You see, I was never athletic as a child or teenager.
I started teaching group fitness classes from the late 80’s to just four years ago.
But I didn’t actually start running until I was 37-years-old!
I ran my first full marathon at 38.
By 39 I had qualified for – and finished – my first Boston Marathon.
I ran my fastest marathon at 42, and at 43 I ran my second – and fastest – Boston Marathon.
I ran my third Boston Marathon at 44, the same year I decided to stop running competitively.
I am so darn proud of these medals because they represent hard work.

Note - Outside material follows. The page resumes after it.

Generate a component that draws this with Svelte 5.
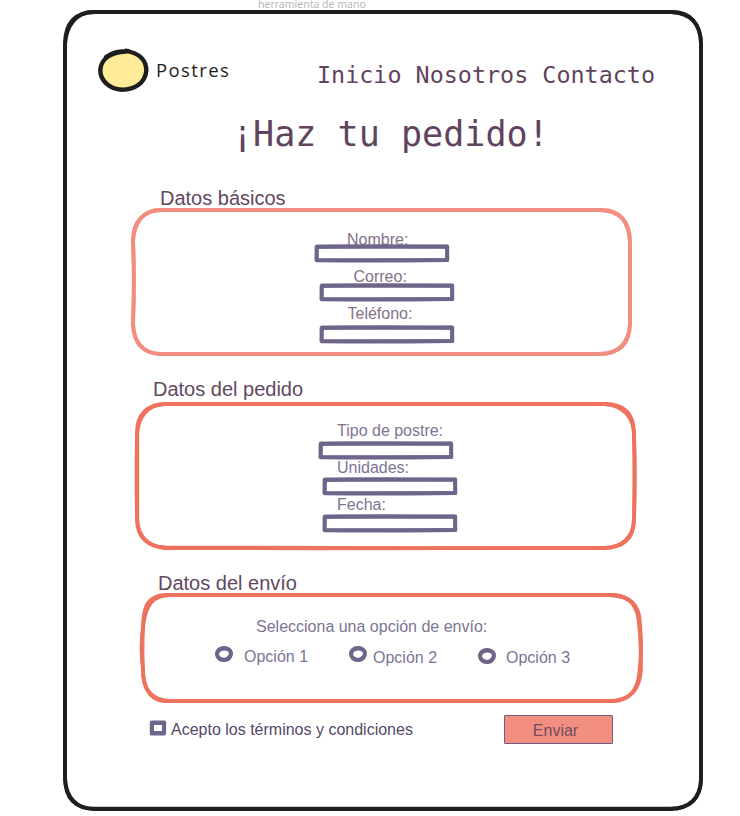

They represent discipline.
They are reminders that age is just a number, and that the mind (mind over miles) and the body can achieve more than we sometimes give it credit for.
Each time I took my mark in my corral at the Boston Marathon, and the announcer said, “Athletes get ready” – I cried.
I cried because at the age we refer to as middle-age, I had finally become an athlete.
I don’t run marathons anymore.
But I’m still committed to challenging my body in other ways, like hot yoga and boxing.
Whatever your personal accomplishments – physical or otherwise – don’t be afraid to “wear” them proudly. And never, ever let age limit you from accomplishing any goal at any stage in life.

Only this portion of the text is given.